Путь Иуды – чем он страшен? На самом деле Иуда предал не Христа, не своего Учителя (неужели бы Иисуса не схватили без Иуды? Иисус – не иголка, где он учил, где он ходил с учениками, знали все. Он одна из самых примечательных личностей в Иерусалиме того времени), Иуда предал свое ученичество, он предал самого себя. Он пошел к тем, кто собирался Иисуса схватить, и сказал: «Я покажу», и получил какие-то жалкие деньги в награду. Пошел, привел, но и без него бы Иисуса нашли, пусть не в этот момент, а через полчаса, через час, все равно нашли бы и схватили. В сущности никакого страшного предательства Иуда не совершил, вроде бы нам его ненавидеть не за что. Но он предал самого себя, свое ученичество, свою честность – и это его разрушило, разрушило до такой степени, что он даже раскаяться, заплакать не мог.

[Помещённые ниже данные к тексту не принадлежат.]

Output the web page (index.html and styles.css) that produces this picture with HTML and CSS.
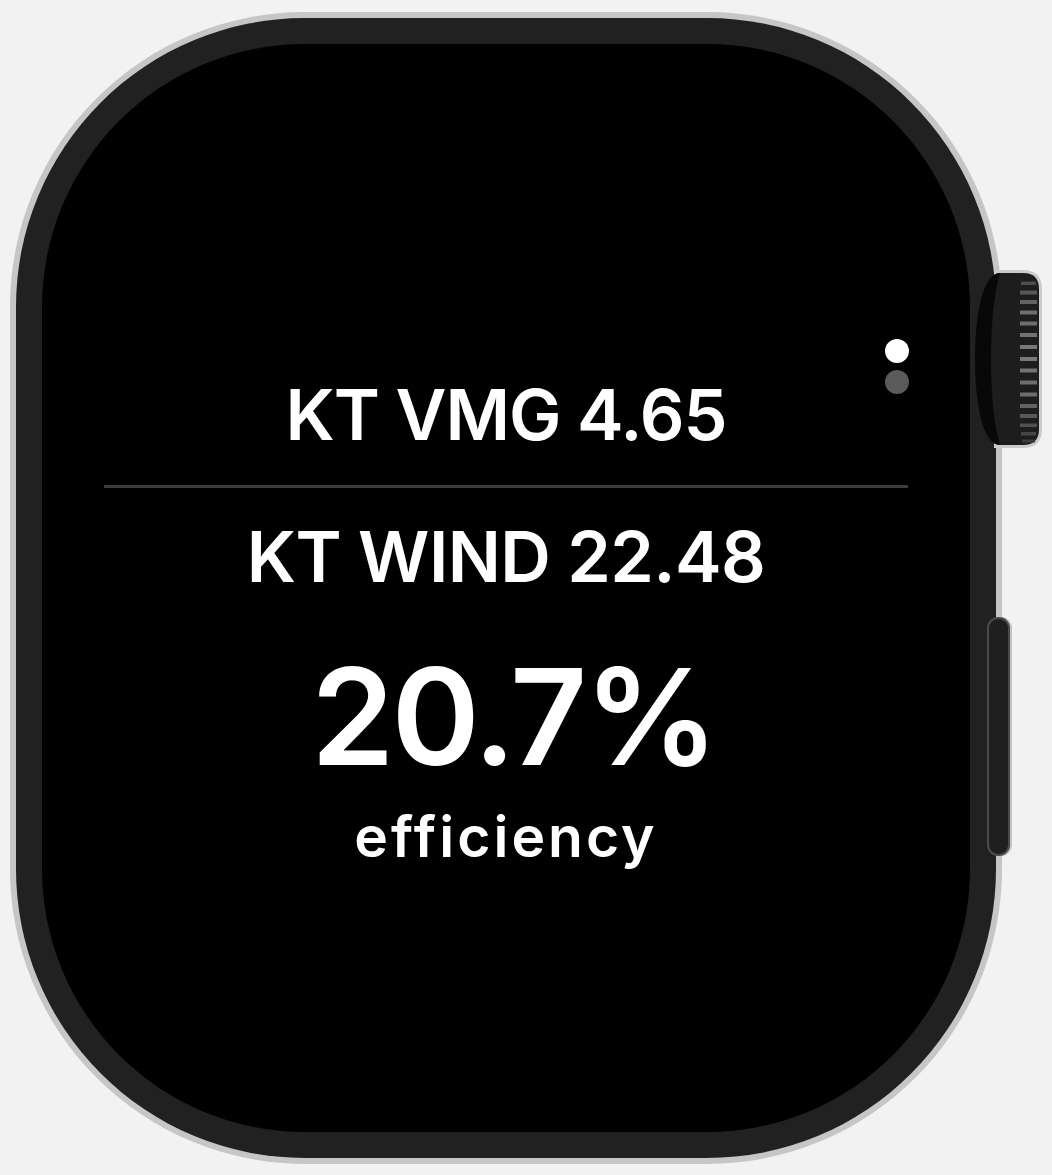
FILE: index.html
```html
<!DOCTYPE html>
<html lang="en">
<head>
<meta charset="utf-8">
<title>VMG Efficiency</title>
<link rel="stylesheet" href="styles.css">
</head>
<body>
<div class="stage">
  <div class="watch">
    <div class="case">
      <div class="bezel">
        <div class="screen">
          <div class="pager">
            <span class="dot dot-active"></span>
            <span class="dot"></span>
          </div>
          <div class="metric metric-vmg">KT VMG 4.65</div>
          <div class="divider"></div>
          <div class="metric metric-wind">KT WIND 22.48</div>
          <div class="big-value">20.7%</div>
          <div class="caption">efficiency</div>
        </div>
      </div>
    </div>
    <svg class="crown" width="84" height="200" viewBox="0 0 84 200" aria-hidden="true">
      <path d="M34 12.5 H63 Q79.5 12.5 79.5 29 V169 Q79.5 185.5 63 185.5 H34" fill="none" stroke="#cbcbcb" stroke-width="5"/>
      <path d="M40 13 H63 Q79 13 79 29 V169 Q79 185 63 185 H40 C22 185 15 140 15 99 C15 58 22 13 40 13 Z" fill="#1d1d1d"/>
      <path d="M40 13 C22 13 15 58 15 99 C15 140 22 185 40 185 C34 165 31 135 31 99 C31 63 34 33 40 13 Z" fill="#080808"/>
      <g fill="#6e6e6e">
        <rect x="61" y="21.5" width="15" height="3.5" fill="#4d4d4d"/>
        <rect x="60" y="30.5" width="17" height="4" fill="#585858"/>
        <rect x="60" y="40" width="17" height="4" fill="#626262"/>
        <rect x="60" y="50.5" width="17" height="4"/>
        <rect x="60" y="61.5" width="17" height="4"/>
        <rect x="60" y="73" width="17" height="4" fill="#747474"/>
        <rect x="60" y="85" width="17" height="4" fill="#787878"/>
        <rect x="60" y="97" width="17" height="4" fill="#787878"/>
        <rect x="60" y="108.5" width="17" height="4" fill="#747474"/>
        <rect x="60" y="120.5" width="17" height="4"/>
        <rect x="60" y="132.5" width="17" height="4"/>
        <rect x="60" y="144" width="17" height="4" fill="#626262"/>
        <rect x="60" y="154" width="17" height="4" fill="#585858"/>
        <rect x="60" y="163.5" width="17" height="3.5" fill="#505050"/>
        <rect x="61" y="172" width="15" height="3.5" fill="#464646"/>
        <rect x="62" y="179.5" width="13" height="3" fill="#3c3c3c"/>
      </g>
    </svg>
    <div class="side-button"></div>
  </div>
</div>
</body>
</html>
```

FILE: styles.css
```css
html, body {
  margin: 0;
  padding: 0;
  background: #f2f2f2;
}

body {
  width: 1052px;
  height: 1175px;
  overflow: hidden;
  font-family: Inter, "Noto Sans", "Liberation Sans", sans-serif;
}

.stage {
  padding: 12px 0 0 10px;
}

.watch {
  position: relative;
  width: 992px;
  height: 1152px;
}

.case {
  width: 992px;
  height: 1152px;
  box-sizing: border-box;
  padding: 6px;
  border-radius: 295px;
  background: #c6c6c6;
  position: relative;
  z-index: 1;
}

.bezel {
  height: 100%;
  box-sizing: border-box;
  padding: 26px;
  border-radius: 289px;
  background: #212121;
}

.screen {
  position: relative;
  height: 100%;
  border-radius: 263px;
  background: #000;
  color: #fff;
  display: flex;
  flex-direction: column;
  align-items: center;
  padding-top: 335px;
  box-sizing: border-box;
}

.pager {
  position: absolute;
  left: 843px;
  top: 295px;
  display: flex;
  flex-direction: column;
  gap: 7px;
}

.dot {
  width: 24px;
  height: 24px;
  border-radius: 50%;
  background: #5a5a5a;
}

.dot-active {
  background: #fff;
}

.metric {
  font-weight: 600;
  white-space: nowrap;
}

.metric-vmg {
  font-size: 70px;
  line-height: 71px;
  letter-spacing: -1px;
}

.divider {
  align-self: stretch;
  margin: 35px 62px 0 62px;
  height: 3px;
  background: #3d3d3d;
}

.metric-wind {
  font-size: 70px;
  line-height: 70px;
  margin-top: 34px;
  letter-spacing: -0.6px;
}

.big-value {
  font-size: 134px;
  line-height: 138px;
  font-weight: 600;
  margin-top: 55px;
  margin-left: 15px;
  letter-spacing: -3px;
  white-space: nowrap;
}

.caption {
  font-size: 57px;
  line-height: 57px;
  font-weight: 600;
  margin-top: 23px;
  letter-spacing: 3px;
}

.crown {
  position: absolute;
  left: 950px;
  top: 248px;
  z-index: 2;
}

.side-button {
  position: absolute;
  left: 977px;
  top: 605px;
  width: 19px;
  height: 235px;
  border: 2px solid #4a4a4a;
  border-radius: 11px;
  background: #1f1f1f;
  box-shadow: 2px 0 0 #c2c2c2;
  z-index: 2;
}
```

Петр ведь тоже предал Иисуса, вы помните, его служанка спрашивает во дворе первосвященника: «И ты был с этим человеком?». Он говорит: «Нет». Другая служанка снова говорит: «Наверное, и ты был с ним? И речь твоя тебя выдает». Он говорит: «Нет. Нет, я не с ними». И тут закричал петух. Петр вспомнил, что Иисус ему этот предсказал, и горько заплакал. Почему Петр трижды отрекся от Иисуса? Из страха, биологический страх привел его к этому отречению. Потом, заплакав, он раскаялся. А Иуда из каких соображений предает Иисуса (так же безболезненно для Иисуса, ведь и то, что Петр отрекся, это ничего в судьбе Иисуса в этом момент не изменило, и то, что Иуда предал, тоже ничего не изменило)? Иуда деньги получил, Иуда предал из соображений финансовых, из соображений личной выгоды, а Петр из страха. Петр ничего не выгадал, а Иуда рассуждал: «Я на этом поимею кое-какую пользу», – и вот это его разрушило, эта идея пользы.
Чтобы предательство Иуды было понятно современному человеку, я всегда сравниваю его с такой ситуацией: Андрей Тарковский был изгнан из России, уехал во Францию, умирает от рака в Париже, а в это время какой-нибудь студент ВГИКа пишет дипломную работу под названием, к примеру «Антигуманная, антихудожественная эстетика Тарковского». Что от этого Андрею Арсентьевичу? Абсолютно ничего, он даже не узнает об этой дипломной работе. А что этому студенту? Дадут повышенную стипендию, скажем, сорок пять рублей вместо тридцати пяти или, например, путевку в Болгарию. Вот максимум, что он получит, его тридцать сребренников. А в результате он будет чувствовать себя негодяем, он же прекрасно чувствует, что ничего похожего на «Ностальгию» он снять не сможет, понимает, что это большое искусство, а он написал какую-то гнусность в своей дипломной работе. Он чувствует, что у других людей внутри сердце, легкие, другие органы, а у него сплошная помойка. Вот и Иуда точно так же. Мне многие об этом говорили, те, кто в советское время выступали с разными докладиками типа «Антисоветская деятельность Солженицына», вот такой человек и говорит: «Хожу и чувствую, что у меня внутри дерьмо». Люди были получестные, не очень смелые, временами трусливые и такими поступками себя разрушали изнутри. Вот это очень страшно. Это самое губительное.
Чем меня поразил Владимир Владимирович Познер: он где-то 10 лет назад по первому каналу сказал: «Я был негодяем, я сделал передачу против Сахарова, я говорил совершенно отвратительные вещи об Андрее Дмитриевиче по причине своей трусости, по причине своего приспособленчества». Он прямо с экрана телевидения вынес самому себе обвинительный приговор в трусости, нечестности, приспособленчестве. Я считаю, что это поступок , серьезный поступок, настоящий поступок, я за это его очень уважаю. Но мы не всегда на такой поступок способны. Это и есть покаяние: о себе сказать, отделаться от этого, перерасти свою нечестность, свою трусость, свою лживость, свое приспособленчество, вырасти, как из старой одежды. А когда человек из этого не вырастает, то ходит и чувствует, что внутри вместо сердца одна сплошная помойка. То же самое, наверное, происходит с этими моими бомжами, а те, о которых я говорил еще ранее, – мать Мария и епископ Лука – они все время могли вырастать из своих слабостей, своей трусости. Что, мать Мария не боялась, когда лазила в эту дыру в заборе, что, владыка Лука не боялся, когда принимал священнический сан в атеистическом государстве, прекрасно понимая, что его за это посадят в тюрьму, что, им страшно не было? Было, но они находили в своей вере мужество вырастать из этого страха. Главная проблема христианской жизни есть то, что она есть вырастание из наших страхов, вырастание из нашей нечестности, трусости.